Let's be Frank about Marx?

Wed, 4 Mar 98 13:07:07
Manjur Karim (mkarim@moses.culver.edu)

Andre Gunder Frank's article is indeed quite impressive in its scope
and ambition. While the manifesto is not the central organizational
focus of his article, its has meaningful theoretical and
empirical relevance for the way we read the manifesto as part of the
totality of Marx's understanding of capitalism.

Frank made his rather spectacular entrance in the social scientific
analysis of development/ underdevelopment in the sixties not
only by challenging the dominant modernization paradigm of that
time, but also, relatively lesser known to the North American
audience, by challenging the "dualist" thesis (coexistence of
capitalist/modern and feudal/traditional modes of production in Latin
American societies) of the offical Communist Parties of Latin
America. Initally fascinated with Frank's point of view,
I later on became more interested in the Mode of Production critics of
the Frank-inspired dependency approach. But that is a
different story, which I will not address now.

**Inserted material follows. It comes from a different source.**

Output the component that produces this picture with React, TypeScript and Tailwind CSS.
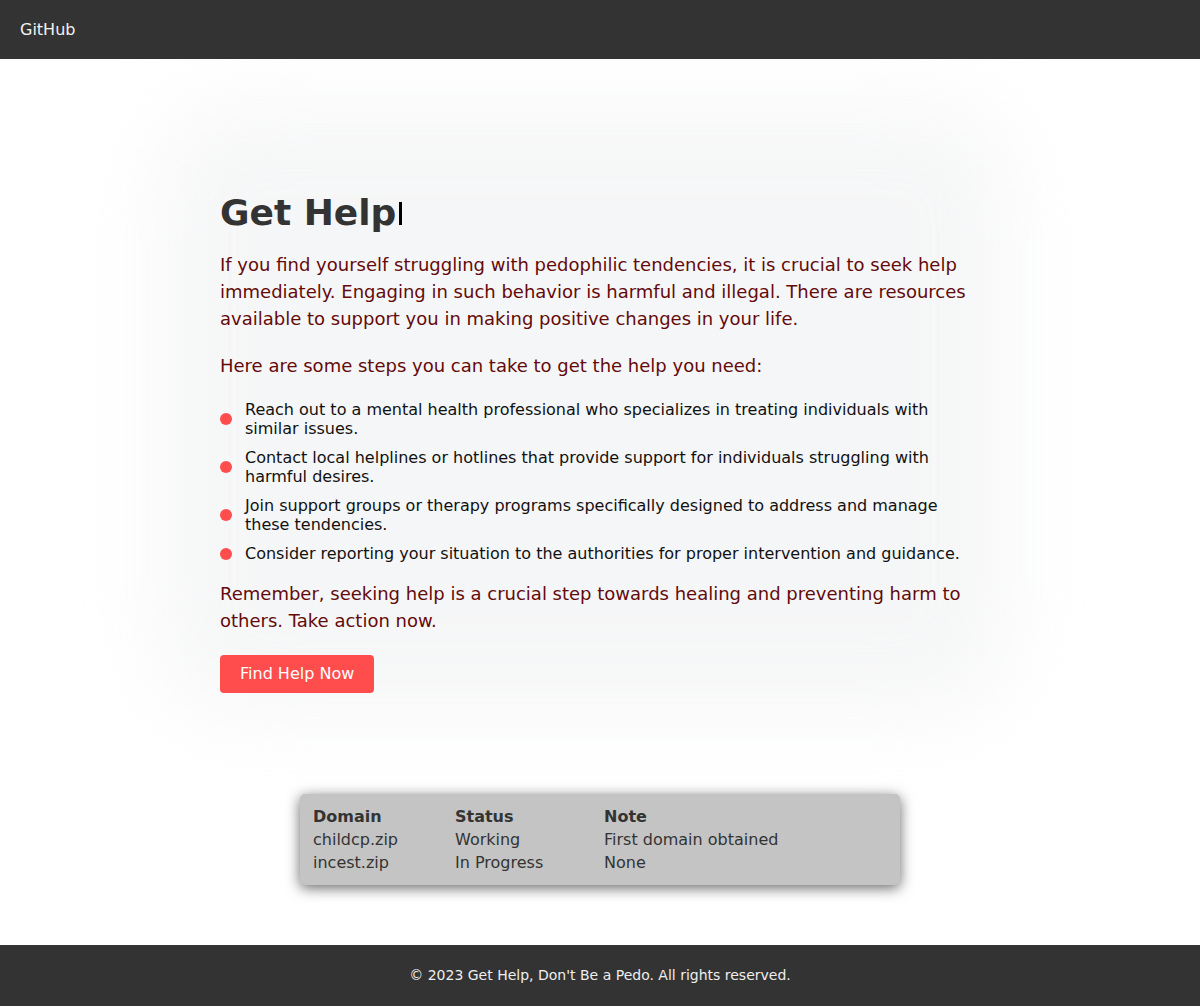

It is extremely difficult to keep track with a prolific writer like
Frank (I don't remember the exact figure, but is it not something
like 36 books, a few hundred articles, being more cited than some
Nobel Laureate economists etc. etc. ?). However, in last few weeks
I tried to read about the latest turns in Frank's analysis of
the world system (note that while Wallerestein writes world-system
with a hyphen, Frank writes it without one; and there is apparently
a theoretical justification for that, something that Frank might
focus on).

I will use a rather long citation from "Let's be Frank
about World History" by Albert Beresen in *Civilizational and
World Systems: Studying World-Historical Change*, edited by Stephen
K. Sanderson, Altamira Press, 1995 to summarize Frank's position
as it relates to the present article. I hope Frank endorses this
interpretation of his work.

" Frank does not have the new model; no one does. But he began to
open some new avenues of thinking about how the world might work that
may point toward a new model of world-historical develpment.......

...First, and most generally, Frank is beginning "post-world system
theory." What Frank did to Modernization theory he is now doding
to world-sysetm theory. It is an amazing feat, hardly realized by
many world system practitioners. From saying developing
countries did not get that way through their own internal
development but as being part of a larger system of world
economic relations, Frank has now placed that Europe-based
world-system in a larger world-historical context, saying that
the development of the Wallerestein/Braudelian world-system is
conditioned by, is part of, develops in accord with, its global
position within a still larger world-historical system that has
had Asia as its center for a long period of time...

...A corrolary of the first point is the contention that the
world-system does not bubble up out of the feudal west
because of an endogeneeous "Eurocrisis" of feudalism and then
go on to incorporate th rest of the world, but is part of the
larger world web from the very start....

..The Asian hegemony idea also prompts very macro materialist
versions of human history- the most people, production, and
wealth over most of the world's history are in the East.
This makes the rise of the West a short interlude of
perhaps a few hundred years from AD 1750/1850 to 2000, as
productive advantage is again returning to Asia. So, a new
model of world centers and peripheries; up to 1750/1850 an
Asia-dominate dworld system, then until 2000 a Euro-North
American-dominated system, and then from the year 2000
onward the action swings back to where it has been most of
the time- Asia. Speak of decentering. The rise of the
West is now a hegemonic blip in world history...

..Marx fits the "Eoroideology" model; in theorizing that
capitalism rises out of "Eurofeudalism" he gives no
acknowledgement of relations between the semiperipheral
West and the Asian core as having anything to do with
producing the West's upward mobility in world production
after 1750/1850. Marx has always been the most radical of
thinkers, but from this perpsective Marxism is a form of
"Euroapologetics" providing a rationale for
"Euroexceptioalism....."

I am particularly curious how Kevin Anderson or David Smith
(David, are you on this list?) respond to this stage of
Frank's theory. I personally have some question for
Frank. But I have to take care of some other business now. I
will write again either this evening or tomorrow morning.